EDIT #1 Discussion of statistical properties of the periodogram and its derivatives

There's a couple ways to dissect this. Often times the periodogram is thought of as unbiased, but it's not, it's asymptotically unbiased, and this is actually a very important point. For white noise, the periodogram is virtually unbiased, except for cases with very small $N$. However, for most other cases, the periodogram is biased, even for large $N$, especially for signals with high dynamic range, because of the sidelobes of the Fejér kernel. This is easily verified by generating an AR PSD as they have a closed form solution, and the exact PSD can be known from the AR parameters. A picture is shown below.

As you can see, the periodogram follows the true PSD with relatively zero bias until the high frequency content where it starts to deviate from the true PSD. To be fair, other PSD methods including mismatched parametric models also suffer this bias. In line spectral cases I believe Eigenvector produces an unbiased result. Regardless, it is important to note that in cases of high dynamic range, many PSD methods, particularly most filterbank methods, will suffer bias.

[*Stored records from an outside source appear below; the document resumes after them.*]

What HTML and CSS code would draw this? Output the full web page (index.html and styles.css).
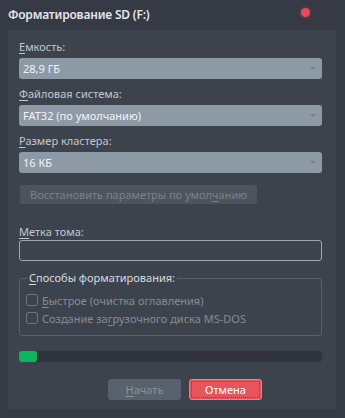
FILE: index.html
```html
<!DOCTYPE html>
<html lang="ru">
<head>
    <meta charset="UTF-8">
    <meta name="viewport" content="width=device-width, initial-scale=1.0">
    <title>Форматирование SD (F:)</title>
    <link rel="stylesheet" href="styles.css">
</head>
<body>
    <div class="title-bar">
        <span class="title">Форматирование SD (F:)</span>
        <span class="close-dot"></span>
    </div>
    <div class="panel">
        <div class="field">
            <label class="form-label"><u>Е</u>мкость:</label>
            <div class="select-box">28,9 ГБ<span class="arrow"></span></div>
        </div>
        <div class="field">
            <label class="form-label"><u>Ф</u>айловая система:</label>
            <div class="select-box">FAT32 (по умолчанию)<span class="arrow"></span></div>
        </div>
        <div class="field">
            <label class="form-label"><u>Р</u>азмер кластера:</label>
            <div class="select-box">16 КБ<span class="arrow"></span></div>
        </div>
        <button type="button" class="restore-button">Восстановить параметры по умол<u>ч</u>анию</button>
        <div class="field label-field">
            <label class="form-label"><u>М</u>етка тома:</label>
            <div class="input-field"></div>
        </div>
        <fieldset class="options">
            <legend><u>С</u>пособы форматирования:</legend>
            <div class="check-row"><span class="check"></span><u>Б</u>ыстрое (очистка оглавления)</div>
            <div class="check-row"><span class="check"></span>Создание за<u>г</u>рузочного диска MS-DOS</div>
        </fieldset>
        <div class="progress"><div class="progress-fill" style="width: 18px"></div></div>
        <div class="button-container">
            <button type="button" class="start-button"><u>Н</u>ачать</button>
            <button type="button" class="cancel-button"><span>Отмена</span></button>
        </div>
    </div>
</body>
</html>
```

FILE: styles.css
```css
body {
    margin: 0;
    width: 345px;
    height: 418px;
    background-color: #353a44;
    font-family: "Noto Sans", "Open Sans", sans-serif;
    font-size: 11px;
    color: #c9ced6;
    overflow: hidden;
}
.title-bar {
    height: 30px;
    display: flex;
    align-items: center;
    padding: 0 8px;
    position: relative;
}
.title {
    font-size: 12px;
    font-weight: 600;
    color: #e4e7ec;
    margin-top: -1px;
    letter-spacing: -0.2px;
}
.close-dot {
    position: absolute;
    left: 301px;
    top: 8px;
    width: 9px;
    height: 9px;
    border-radius: 50%;
    background-color: #e84a5b;
    box-shadow: 0 0 4px rgba(232, 74, 91, 0.5);
}
.panel {
    margin: 0 9px 0 8px;
    height: 379px;
    box-sizing: border-box;
    background-color: #3d434d;
    padding: 9px 14px 9px 11px;
    display: flex;
    flex-direction: column;
}
.field {
    display: flex;
    flex-direction: column;
    margin-bottom: 7px;
}
.form-label {
    height: 16px;
    line-height: 16px;
    margin-bottom: 3px;
    color: #c3c8d0;
}
.select-box {
    height: 21px;
    line-height: 21px;
    border-radius: 3px;
    background-color: #8e99a6;
    color: #f2f4f7;
    padding-left: 4px;
    position: relative;
}
.arrow {
    position: absolute;
    right: 6px;
    top: 9px;
    border-left: 3px solid transparent;
    border-right: 3px solid transparent;
    border-top: 3px solid #76808c;
}
.restore-button {
    margin: 5px 0 0 1px;
    width: 237px;
    height: 20px;
    border: none;
    border-radius: 3px;
    background-color: #4d545e;
    color: #7b828c;
    font-family: inherit;
    font-size: 11px;
    padding: 0;
}
.label-field {
    margin-top: 20px;
}
.label-field .form-label {
    margin-bottom: 0;
}
.input-field {
    height: 21px;
    box-sizing: border-box;
    border: 1px solid #a0a6ae;
    border-radius: 3px;
}
.options {
    margin: 3px 0 0 0;
    padding: 6px 0 8px 6px;
    height: 65px;
    box-sizing: border-box;
    border: 1px solid #59606a;
    border-radius: 3px;
}
.options legend {
    padding: 0 2px;
    margin-left: 1px;
    color: #d7dbe1;
    line-height: 14px;
}
.check-row {
    display: flex;
    align-items: center;
    height: 18px;
    color: #858c96;
}
.check {
    width: 10px;
    height: 10px;
    border: 1px solid #6d747e;
    border-radius: 2px;
    margin-right: 4px;
}
.progress {
    margin-top: 15px;
    height: 11px;
    border-radius: 3px;
    background-color: #30353d;
}
.progress-fill {
    height: 100%;
    border-radius: 3px;
    background-color: #10b45f;
}
.button-container {
    display: flex;
    margin: 17px 0 0 89px;
}
.start-button,
.cancel-button {
    width: 73px;
    height: 21px;
    border-radius: 3px;
    font-family: inherit;
    font-size: 11px;
    padding: 0;
}
.start-button {
    border: none;
    background-color: #59616c;
    color: #8a919b;
}
.cancel-button {
    margin-left: 8px;
    border: 1px solid #f07d83;
    background-color: #e8545b;
    color: #ffffff;
    padding: 1px;
}
.cancel-button span {
    display: block;
    height: 100%;
    box-sizing: border-box;
    border: 1px dotted #a3323a;
    line-height: 15px;
}
u {
    text-decoration-thickness: 1px;
    text-underline-offset: 2px;
}
```
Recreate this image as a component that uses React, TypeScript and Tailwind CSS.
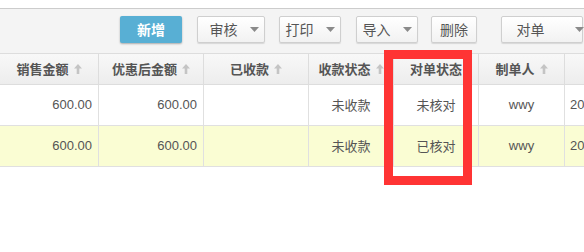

Notice also that Welch's method suffers a severe amount of bias (a decent amount of averaging was applied to emphasize). At the peaks, Welch's method underestimates the true PSD value, whereas elsewhere, Welch's method overestimates the true PSD value. This is because bias = resolution for spectral estimators. The less resolution you have (compared to full resolution), the more bias you will have 1. Because by definition Welch's method (or any periodogram derivative method) cannot be full resolution, it will always have inherent bias. This is also not just the case for line spectra in noise (even though the above picture was of an AR process, ie filtered white noise, which covers a wide variety of cases, other interesting things happen when using other examples). Take for example a linear FM chirp. Below is a picture of this case.

Because of the bias, Welch's slightly underestimates the bandwidth of the chirp, although it has better first sidelobe response. Playing around with the values of the window, segment size, and overlap size can get you a combination of 3 dB mainlobe width and PSL that gives the appearance of being unbiased and consistent, but this is trial and error and may not always work, and mathematically isn't consistent since resolution = bias.

With respect to my point in the comments about the error, the easiest way (IMO) to quantify the error, and the method used in 1 for a lot of their discussions, is MSE. The MSE of a PSD is $\sigma^{2} + (\text{bias})^{2}$. When empirically comparing single draws of different PSDs, this is a pretty hard thing to quantify, especially for a wide variety of different cases. For example, you could potentially make the argument that for the AR process the periodogram has less MSE, whereas in the LFM case Welch's may have less MSE. It's really hard to say, but my point was primarily to say that if you changed error to variance you would be correct across the board.

At the end of the day, without getting into far more complicated techniques, the only way I can think of to guarantee an unbiased and consistent PSD estimator is to have a matched parametric model. Hopefully this discussion clears up some things on what I was trying to get at!

EDIT 2 Practical Implications The pictures shown in this post don't necessarily reflect a likely selection of parameters for Welch's method. As such, they are meant to be extreme cases to demonstrate the bias that Welch's introduces. In practical scenarios with more reasonable parameter selection, it is unlikely that this amount of bias will be seen, although some bias will be present.

1 Stoica, Petre, and Randolph L. Moses. Spectral analysis of signals. Vol. 452. Upper Saddle River, NJ: Pearson Prentice Hall, 2005.